I would say it often goes two ways. One is it escalates. Both sides escalate and become more defensive.
Courtney: Yes.
Dr. Steven Mazza: The other leads to withdrawal. And sometimes it’s probably best to just say, let’s have this conversation later.
Courtney: Yeah.
Dr. Steven Mazza: You know, because if you’re really frustrated, it’s just not, you know, to fake it, to fake words while you’re angry.
Courtney: I really understand what you’re saying. It’s a little different.
Dr. Steven Mazza: Right, right. There’s so much nuance here, you know. I wish I could just say there’s one way to do it. But it’s really about meeting yourself where you’re at and like those times where it’s just like, I can’t have this conversation right now.
Courtney: Yeah.
Dr. Steven Mazza: But I’ll have it in a little while.
Courtney: Yeah, that makes so much sense! So, can you offer some ways that being a good listener like that can help in different kinds of relationships we haven’t talked about yet—like maybe at work?

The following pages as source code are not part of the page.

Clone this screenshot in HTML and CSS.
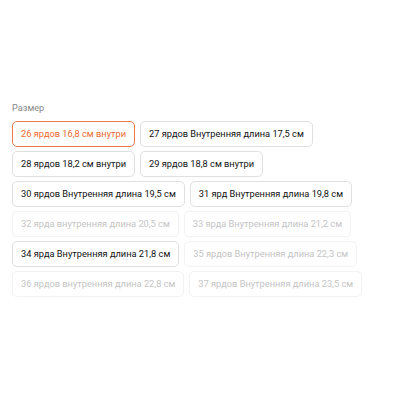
FILE: index.html
```html
<!DOCTYPE html>
<html>
<head>
<meta charset="utf-8">
<link rel="stylesheet" href="styles.css">
</head>
<body>
<div class="sku">
  <div class="label">Размер</div>
  <div class="options">
    <span class="opt selected">26 ярдов 16,8 см внутри</span>
    <span class="opt">27 ярдов Внутренняя длина 17,5 см</span>
    <span class="opt">28 ярдов 18,2 см внутри</span>
    <span class="opt">29 ярдов 18,8 см внутри</span>
    <span class="opt">30 ярдов Внутренняя длина 19,5 см</span>
    <span class="opt">31 ярд Внутренняя длина 19,8 см</span>
    <span class="opt disabled">32 ярда внутренняя длина 20,5 см</span>
    <span class="opt disabled">33 ярда Внутренняя длина 21,2 см</span>
    <span class="opt">34 ярда Внутренняя длина 21,8 см</span>
    <span class="opt disabled">35 ярдов Внутренняя длина 22,3 см</span>
    <span class="opt disabled">36 ярдов внутренняя длина 22,8 см</span>
    <span class="opt disabled">37 ярдов Внутренняя длина 23,5 см</span>
  </div>
</div>
</body>
</html>
```
FILE: styles.css
```css
html, body {
  margin: 0;
  padding: 0;
  background: #ffffff;
}
body {
  font-family: Roboto, "Liberation Sans", sans-serif;
}
.sku {
  padding: 99px 12px 0 12px;
  width: 376px;
}
.label {
  font-size: 9.2px;
  line-height: 17px;
  color: #888888;
  margin-bottom: 5px;
}
.options {
  display: flex;
  flex-wrap: wrap;
  column-gap: 5px;
  row-gap: 4px;
}
.opt {
  box-sizing: border-box;
  height: 26px;
  padding: 0 8px;
  border: 1px solid #e0e0e0;
  border-radius: 5px;
  font-size: 9.25px;
  line-height: 24px;
  color: #111111;
  white-space: nowrap;
}
.opt.selected {
  border-color: #ef7a4a;
  color: #ee6a30;
}
.opt.disabled {
  border-color: #f2f2f2;
  color: #c4c4c4;
}
```
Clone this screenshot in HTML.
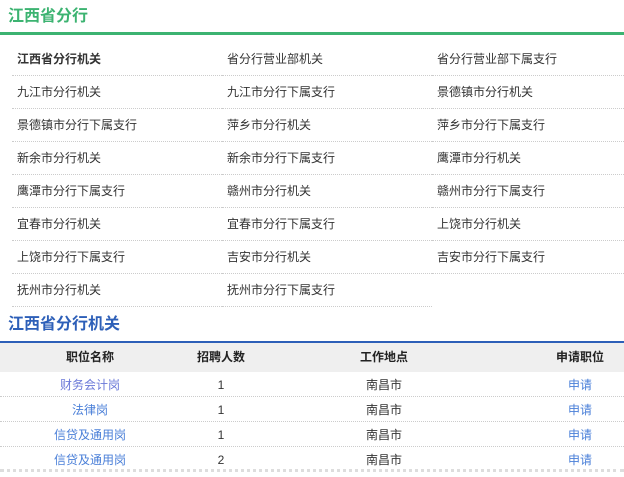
<!DOCTYPE html>
<html><head><meta charset="utf-8"><style>
*{margin:0;padding:0;box-sizing:border-box}
body{width:624px;height:477px;overflow:hidden;background:#fff;font-family:"Liberation Sans","Noto Sans CJK SC",sans-serif;color:#333;position:relative}
.t1{position:absolute;left:8px;top:7px;font-size:16px;font-weight:bold;color:#3cb371;line-height:20px}
.g{position:absolute;left:0;top:32px;width:624px;height:3px;background:#3cb371}
.it{position:absolute;font-size:12px;line-height:16px;color:#333;border-bottom:1px dotted #ccc;height:33px;padding-top:8px;padding-left:5px}
.t2{position:absolute;left:8px;top:315px;font-size:16px;font-weight:bold;color:#2d5fb8;line-height:20px}
.b{position:absolute;left:0;top:341px;width:624px;height:2px;background:#2d5fb8}
.hd{position:absolute;left:0;top:343px;width:624px;height:29px;background:#efefef}
.c{position:absolute;font-size:12px;width:160px;text-align:center;line-height:16px}
.row{position:absolute;left:0;width:624px;border-bottom:1px dotted #ccc}
a{color:#4a7fd8;text-decoration:none}
</style></head><body>
<div class="t1">江西省分行</div><div class="g"></div>
<div id="list"></div>
<div class="t2">江西省分行机关</div><div class="b"></div>
<div class="hd"></div>
<div class="c" style="left:10px;top:349px;font-weight:bold;color:#222">职位名称</div>
<div class="c" style="left:141px;top:349px;font-weight:bold;color:#222">招聘人数</div>
<div class="c" style="left:304px;top:349px;font-weight:bold;color:#222">工作地点</div>
<div class="c" style="left:500px;top:349px;font-weight:bold;color:#222">申请职位</div>
<div class="row" style="top:372px;height:25px"></div>
<div class="row" style="top:397px;height:25px"></div>
<div class="row" style="top:422px;height:25px"></div>
<div class="row" style="top:447px;height:25px;border-bottom:3px dotted #ddd"></div>
<div class="c" style="left:10px;top:377px"><a style="color:#6a78d8">财务会计岗</a></div>
<div class="c" style="left:141px;top:377px">1</div>
<div class="c" style="left:304px;top:377px">南昌市</div>
<div class="c" style="left:500px;top:377px"><a>申请</a></div>
<div class="c" style="left:10px;top:402px"><a>法律岗</a></div>
<div class="c" style="left:141px;top:402px">1</div>
<div class="c" style="left:304px;top:402px">南昌市</div>
<div class="c" style="left:500px;top:402px"><a>申请</a></div>
<div class="c" style="left:10px;top:427px"><a>信贷及通用岗</a></div>
<div class="c" style="left:141px;top:427px">1</div>
<div class="c" style="left:304px;top:427px">南昌市</div>
<div class="c" style="left:500px;top:427px"><a>申请</a></div>
<div class="c" style="left:10px;top:452px"><a>信贷及通用岗</a></div>
<div class="c" style="left:141px;top:452px">2</div>
<div class="c" style="left:304px;top:452px">南昌市</div>
<div class="c" style="left:500px;top:452px"><a>申请</a></div>
<script>
var items=["江西省分行机关","省分行营业部机关","省分行营业部下属支行","九江市分行机关","九江市分行下属支行","景德镇市分行机关","景德镇市分行下属支行","萍乡市分行机关","萍乡市分行下属支行","新余市分行机关","新余市分行下属支行","鹰潭市分行机关","鹰潭市分行下属支行","赣州市分行机关","赣州市分行下属支行","宜春市分行机关","宜春市分行下属支行","上饶市分行机关","上饶市分行下属支行","吉安市分行机关","吉安市分行下属支行","抚州市分行机关","抚州市分行下属支行"];
var xs=[12,222,432],ws=[210,210,192],h="";
items.forEach(function(t,i){var c=i%3,r=Math.floor(i/3);h+='<div class="it" style="left:'+xs[c]+'px;top:'+(43+r*33)+'px;width:'+ws[c]+'px;'+(i==0?'font-weight:bold;':'')+'">'+t+'</div>';});
document.getElementById("list").innerHTML=h;
</script>
</body></html>
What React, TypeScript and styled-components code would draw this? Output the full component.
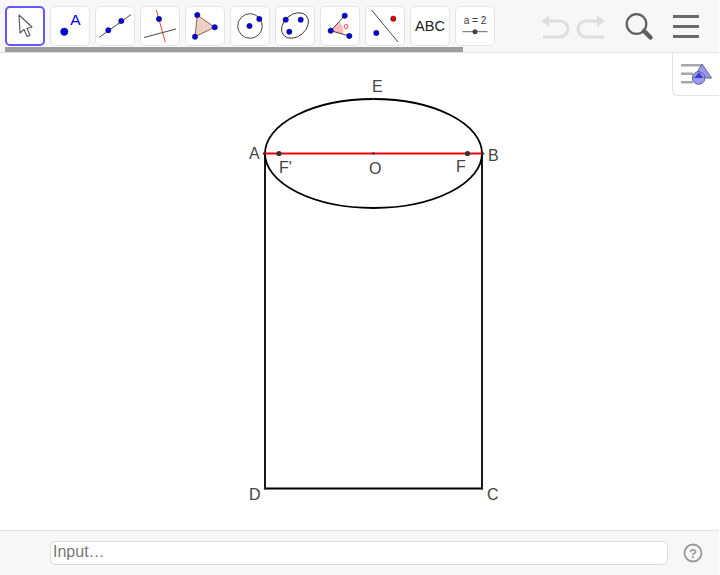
import React from 'react';
import styled, { createGlobalStyle } from 'styled-components';

const GlobalStyle = createGlobalStyle`
  html, body {
    margin: 0;
    padding: 0;
    background: #fff;
    font-family: "Liberation Sans", Arial, sans-serif;
  }
`;

const Applet = styled.div`
  width: 719px;
  height: 575px;
  display: flex;
  flex-direction: column;
  overflow: hidden;
`;

const Toolbar = styled.div`
  position: relative;
  height: 53px;
  flex: none;
  box-sizing: border-box;
  display: flex;
  align-items: flex-start;
  padding: 6px 0 0 5px;
  gap: 5px;
  background: #f7f7f7;
  border-bottom: 1px solid #e2e2e2;
`;

const ToolButton = styled.div<{ $active?: boolean }>`
  width: 40px;
  height: 40px;
  box-sizing: border-box;
  flex: none;
  background: #fff;
  border-radius: 5px;
  border: ${(p) => (p.$active ? '2px solid #6557ff' : '1px solid #e4e4e4')};
  display: flex;
  align-items: center;
  justify-content: center;
`;

const ToolIcon = styled.svg`
  width: 40px;
  height: 40px;
  flex: none;
`;

const ScrollThumb = styled.div`
  position: absolute;
  left: 5px;
  top: 47px;
  width: 458px;
  height: 5px;
  background: #9e9e9e;
`;

const RightTools = styled.svg`
  position: absolute;
  left: 535px;
  top: 6px;
  width: 175px;
  height: 40px;
`;

const Canvas = styled.div`
  position: relative;
  flex: 1;
  background: #fff;
`;

const Drawing = styled.svg`
  display: block;
  width: 719px;
  height: 477px;
`;

const PointLabel = styled.text`
  font-family: "Liberation Sans", Arial, sans-serif;
  font-size: 16px;
  fill: #444;
`;

const StyleToggle = styled.div`
  position: absolute;
  top: 0;
  right: 0;
  width: 47px;
  height: 43px;
  box-sizing: border-box;
  background: #fff;
  border-left: 1px solid #e2e2e2;
  border-bottom: 1px solid #e2e2e2;
  border-bottom-left-radius: 6px;
`;

const InputBar = styled.div`
  height: 45px;
  flex: none;
  box-sizing: border-box;
  display: flex;
  align-items: center;
  gap: 15px;
  padding: 1px 16px 1px 50px;
  background: #f7f7f7;
  border-top: 1px solid #e2e2e2;
`;

const InputBox = styled.div`
  flex: 1;
  height: 24px;
  box-sizing: border-box;
  display: flex;
  align-items: center;
  padding: 0 0 2px 2px;
  background: #fff;
  border: 1px solid #dcdcdc;
  border-radius: 5px;
  font-size: 16px;
  color: #777;
`;

const HelpButton = styled.svg`
  width: 20px;
  height: 20px;
  flex: none;
`;

const IconText = styled.text`
  font-family: "Liberation Sans", Arial, sans-serif;
`;

const Dot = ({ x, y, r = 2.7, fill = '#0000e6' }: { x: number; y: number; r?: number; fill?: string }) => (
  <circle cx={x} cy={y} r={r} fill={fill} stroke="#222" strokeWidth={0.5} />
);

const tools = [
  <>
    <path d="M14 9 L15 27 L19 23.5 L22 30.5 L25 29.3 L22 22.5 L27 21 Z" fill="#fff" stroke="#555" strokeWidth={1.1} strokeLinejoin="round" />
  </>,
  <>
    <Dot x={14.3} y={25.7} r={3.7} />
    <IconText x={20.3} y={19.3} fontSize={15.5} fill="#0000e6">A</IconText>
  </>,
  <>
    <line x1={4.3} y1={31.3} x2={36} y2={8.5} stroke="#333" strokeWidth={0.9} />
    <Dot x={13.3} y={24.3} />
    <Dot x={26.3} y={15} />
  </>,
  <>
    <line x1={16.3} y1={4} x2={25.3} y2={36} stroke="#f04040" strokeWidth={1} />
    <line x1={4} y1={31.5} x2={36} y2={23} stroke="#333" strokeWidth={0.9} />
    <Dot x={19} y={13} />
  </>,
  <>
    <polygon points="12.3,9 29.7,21.3 10,30.7" fill="#ecd0c8" stroke="#a05a50" strokeWidth={1} />
    <Dot x={12.3} y={9} />
    <Dot x={29.7} y={21.3} />
    <Dot x={10} y={30.7} />
  </>,
  <>
    <circle cx={20} cy={20} r={12.3} fill="none" stroke="#333" strokeWidth={0.9} />
    <Dot x={19.5} y={20} />
    <Dot x={29.3} y={13} />
  </>,
  <>
    <ellipse cx={20} cy={19.5} rx={15} ry={11} fill="none" stroke="#333" strokeWidth={0.9} transform="rotate(-40 20 19.5)" />
    <Dot x={10.7} y={13.7} />
    <Dot x={25.7} y={13.7} />
    <Dot x={14.3} y={25.7} />
  </>,
  <>
    <path d="M10.7 24.7 L19 15.6 A13 13 0 0 1 23 28 Z" fill="#f8bcbc" />
    <path d="M24.7 9.7 L10.7 24.7 L29.3 30" fill="none" stroke="#333" strokeWidth={0.9} />
    <Dot x={24.7} y={9.7} />
    <Dot x={10.7} y={24.7} />
    <Dot x={29.3} y={30} />
    <IconText x={23.5} y={23} fontSize={9} fill="#e03030">o</IconText>
  </>,
  <>
    <line x1={6.5} y1={4} x2={33} y2={36} stroke="#333" strokeWidth={0.9} />
    <Dot x={28.3} y={12.7} fill="#e00000" />
    <Dot x={11.3} y={27} />
  </>,
  <>
    <IconText x={20} y={25} fontSize={14.5} textAnchor="middle" fill="#222">ABC</IconText>
  </>,
  <>
    <IconText x={20} y={18} fontSize={10} textAnchor="middle" fill="#333">a = 2</IconText>
    <line x1={7.5} y1={25.7} x2={32.5} y2={25.7} stroke="#666" strokeWidth={1} />
    <circle cx={20} cy={25.7} r={2.5} fill="#444" />
  </>,
];

const App: React.FC = () => {
  return (
    <>
      <GlobalStyle />
      <Applet>
        <Toolbar>
          {tools.map((icon, i) => (
            <ToolButton key={i} $active={i === 0}>
              <ToolIcon viewBox="0 0 40 40">{icon}</ToolIcon>
            </ToolButton>
          ))}
          <ScrollThumb />
          <RightTools viewBox="535 6 175 40">
            <g fill="none" stroke="#dedede" strokeWidth={3}>
              <path d="M545 21 H560 A7.5 7.5 0 0 1 560 37 H543" />
              <path d="M600 21 H586 A7.5 7.5 0 0 0 586 37 H604" />
            </g>
            <path d="M549 15.5 L541.5 21 L549 27 Z" fill="#dedede" />
            <path d="M597 15.5 L605 21 L597 27 Z" fill="#dedede" />
            <circle cx={636.5} cy={24} r={9.8} fill="none" stroke="#5f5f5f" strokeWidth={2.2} />
            <line x1={644} y1={31} x2={650.5} y2={37.5} stroke="#5f5f5f" strokeWidth={4.5} strokeLinecap="round" />
            <g fill="#6a6a6a">
              <rect x={673} y={15} width={26} height={3} />
              <rect x={673} y={25} width={26} height={3} />
              <rect x={673} y={35} width={26} height={3} />
            </g>
          </RightTools>
        </Toolbar>
        <Canvas>
          <Drawing viewBox="0 53 719 477">
            <g fill="none" stroke="#000" strokeWidth={1.8}>
              <path d="M265 153.5 V488.5 H482 V153.5" />
              <ellipse cx={373.5} cy={153.5} rx={108.5} ry={54.5} />
            </g>
            <line x1={265} y1={153.5} x2={482} y2={153.5} stroke="#f00000" strokeWidth={1.8} />
            <g fill="#333">
              <circle cx={279} cy={153.5} r={2.6} />
              <circle cx={467.5} cy={153.5} r={2.6} />
              <circle cx={373.5} cy={153.5} r={1.2} />
              <circle cx={373.5} cy={99} r={1.2} />
              <circle cx={264} cy={153.5} r={1.2} />
              <circle cx={483} cy={153.5} r={1.2} />
              <circle cx={265} cy={488.5} r={1.2} />
              <circle cx={482} cy={488.5} r={1.2} />
            </g>
            <PointLabel x={372} y={92}>E</PointLabel>
            <PointLabel x={249} y={159}>A</PointLabel>
            <PointLabel x={488} y={161}>B</PointLabel>
            <PointLabel x={279} y={173}>F'</PointLabel>
            <PointLabel x={369} y={174}>O</PointLabel>
            <PointLabel x={456} y={172}>F</PointLabel>
            <PointLabel x={249} y={500}>D</PointLabel>
            <PointLabel x={487} y={500}>C</PointLabel>
          </Drawing>
          <StyleToggle>
            <svg width="46" height="42" viewBox="0 0 46 42">
              <g fill="#a8a8a8">
                <rect x={8} y={11} width={20} height={2.5} />
                <rect x={8} y={19.5} width={12} height={2.5} />
                <rect x={8} y={28} width={12} height={2.5} />
              </g>
              <polygon points="29,11 38.5,25 20.5,25" fill="#9a9af5" stroke="#55557a" strokeWidth={0.9} />
              <circle cx={25.7} cy={25} r={6.3} fill="#9a9af5" stroke="#55557a" strokeWidth={0.9} />
              <polygon points="26,19.5 30.5,25 21,25" fill="#3a3ad0" />
            </svg>
          </StyleToggle>
        </Canvas>
        <InputBar>
          <InputBox>Input…</InputBox>
          <HelpButton viewBox="0 0 20 20">
            <circle cx={10} cy={10} r={8.5} fill="none" stroke="#9a9a9a" strokeWidth={1.8} />
            <IconText x={10} y={14.5} fontSize={13} fontWeight="bold" textAnchor="middle" fill="#9a9a9a">?</IconText>
          </HelpButton>
        </InputBar>
      </Applet>
    </>
  );
};

export default App;
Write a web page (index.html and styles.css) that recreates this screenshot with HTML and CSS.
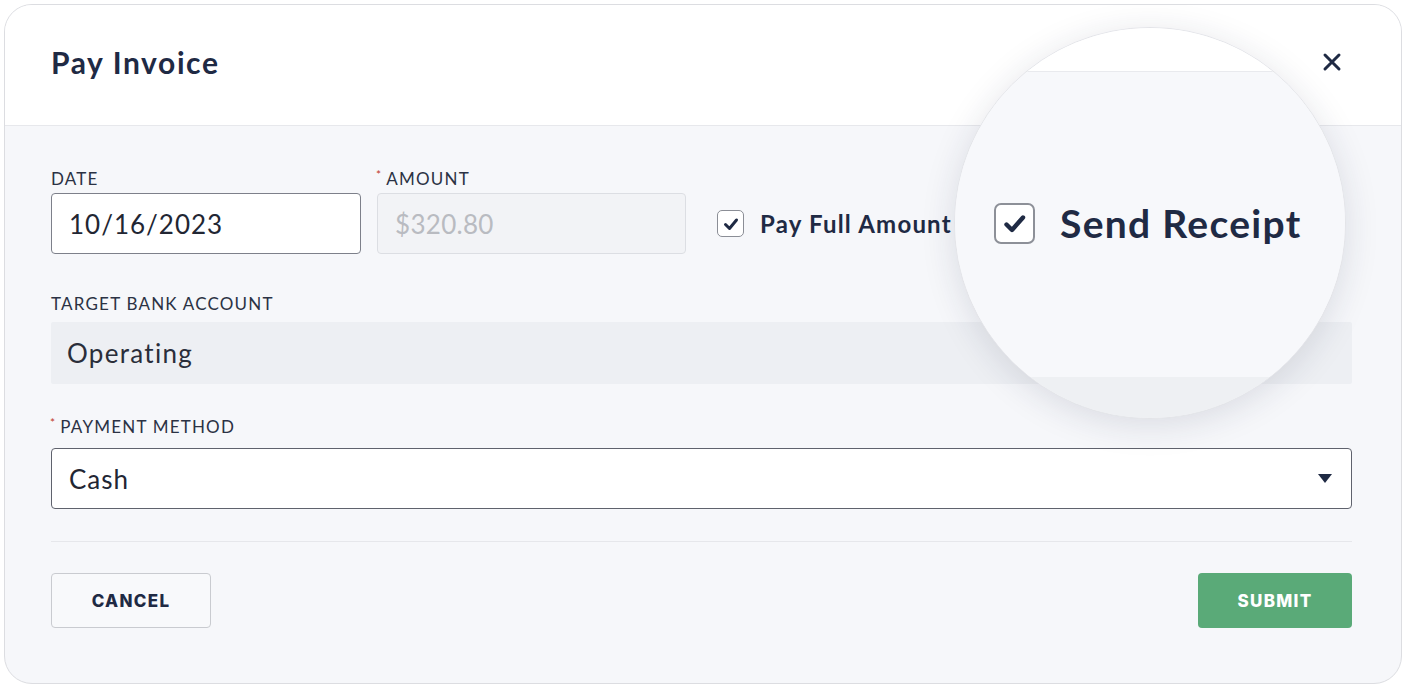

Dr. Steven Mazza: Absolutely. So, at work is a great scenario. And so, if you can approach, and this is actually true of all listening, if you can approach it as, okay, someone’s coming to speak to me and I’m here to provide them support, not to judge, not to solve problems, but to just be here to listen, it’s very likely that they will want to speak to you more in the future, that they will enjoy being around you, and that they might even speak well about you to your colleagues, right?
So this is a really good way to get a good reputation in a, you know, in any kind of work environment is to be a good listener. This is where it works for you as well as for others, but it’s especially helpful if you’re a manager because there will be, there’s always competing demands among employees.
Everyone’s got things that they’re struggling with and if they can feel safe coming to you with these things, rather than that you might be judgmental or critical, the better relationship you have with them, the more likely they are to want to work for you instead of against you.
But what I’ve learned in my clinical work is really that it comes down to service. And when the focus is on serving others, it does end up benefiting you in the long term, but that’s secondary.
To have genuine concern and care for other people and demonstrating that in the way you listen is bigger than revenue. Right? It’s bigger than what it’ll do for yourself. It’s about acknowledging that you’re part of a greater community and that your own presence and awareness can help serve and support and contribute. And so it’s really based on values.
Courtney: Thank you so much. You definitely give all your presence. This was so wonderful to talk to you and I’m so grateful for your time. Thank you so much for being here.
Dr. Steven Mazza: Oh it’s been an absolute pleasure.
Courtney: Our many thanks to Dr. Stephen Mazza. I’m Courtney Allison.